Here are all the results with descriptions
Odin
You are the 'one-eyed all-father,' 'the king of the gods,' 'the father of battle.' In your off time, though, you're quite the poet. You also like to take long walks in the woods, and you are known in some small circles as the 'Master of Ecstasy.' It's too bad more people don't know about your soft side!
Thor
GOD OF THUNDER!!! Well, also of sky and fertility. You're not all anger all the time anyway. As the son of Odin, keeper of law and order, and the guardian of the rest of the gods, you've got to put on a big show now and then, but you aren't immune to happiness and good times.
Aegir
You are the god of the sea. You live there, near the island of Hlesey, with your wife and nine daughters called the Billow Maidens.
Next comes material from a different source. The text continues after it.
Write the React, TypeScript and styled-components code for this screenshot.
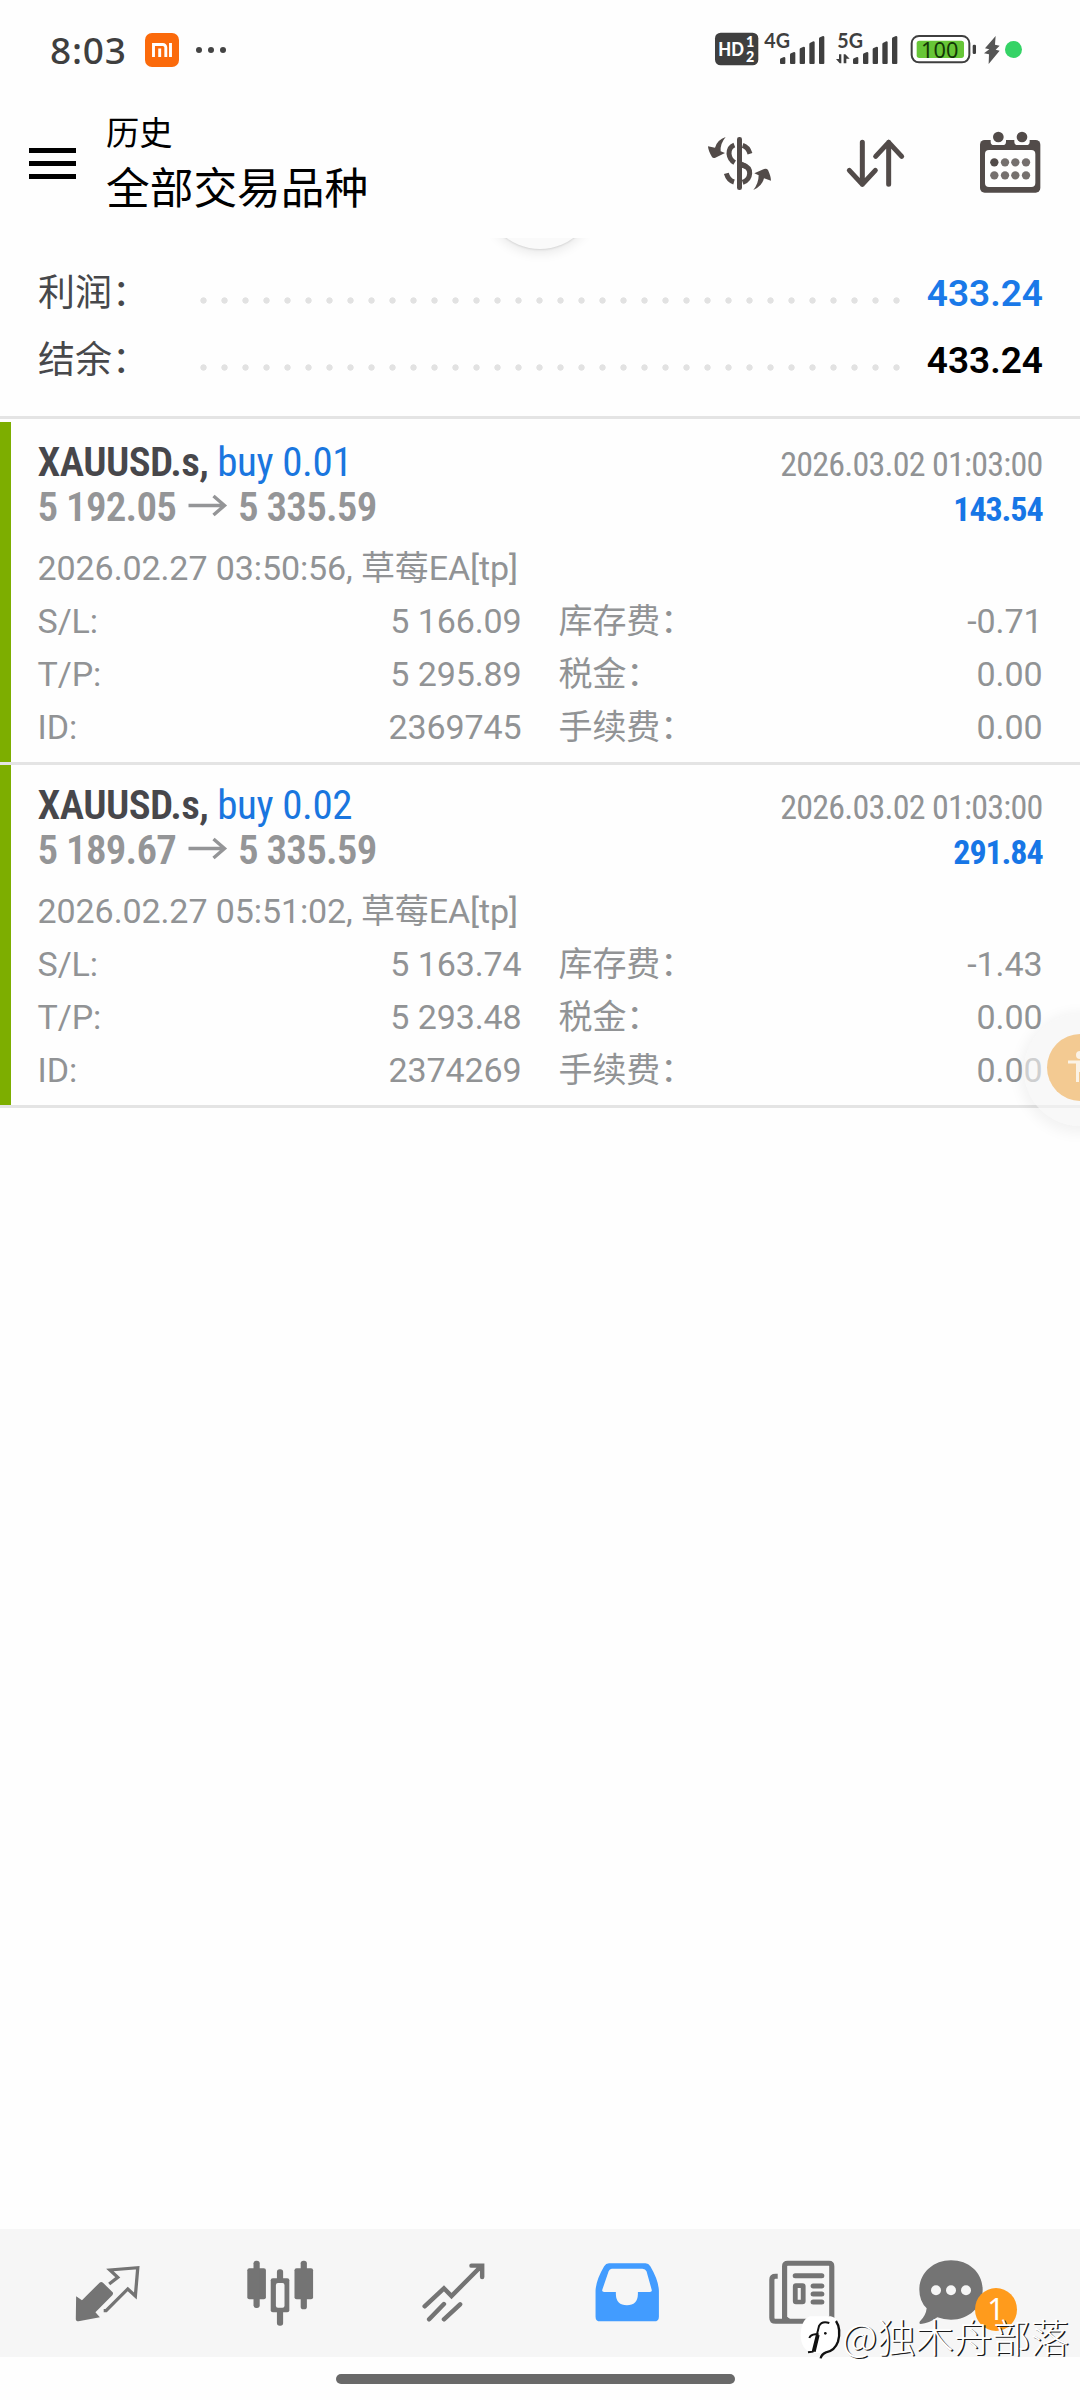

You are the entertainer god as well. No one knows how to throw a party like you, and the rest of the gods look forward to hanging out at your place.
Freyr
You're both the god of fertility and the king of the elves! You're so cool that you don't even need a sword fight--you fight with an elk horn. You are the father of the English and the Swedish, so you've been pretty prolific with that fertility stuff. You're also the god of success, and your pet pig is the symbol of the daybreak!
Heimdall
You are smooth--smooth like silk. You're sneaky but in a much more deliberate and successful way than your chaotic pal Loki. You are a master of deception when it's for a good cause. You're also very seductive when it comes to picking up the ladies. In fact, you are the sire of the three races of men. You are the watchman of the gods and keep your eye on them from your palace near the rainbow, Bifrost.
Loki
You are known as the Sly One, the Trickster, Sky Traveler, and Shape Changer. You used to be kind of funny--until chaos totally ran you over. Now you're dangerous with your tricks and pranks! Of course, you probably find it all very funny.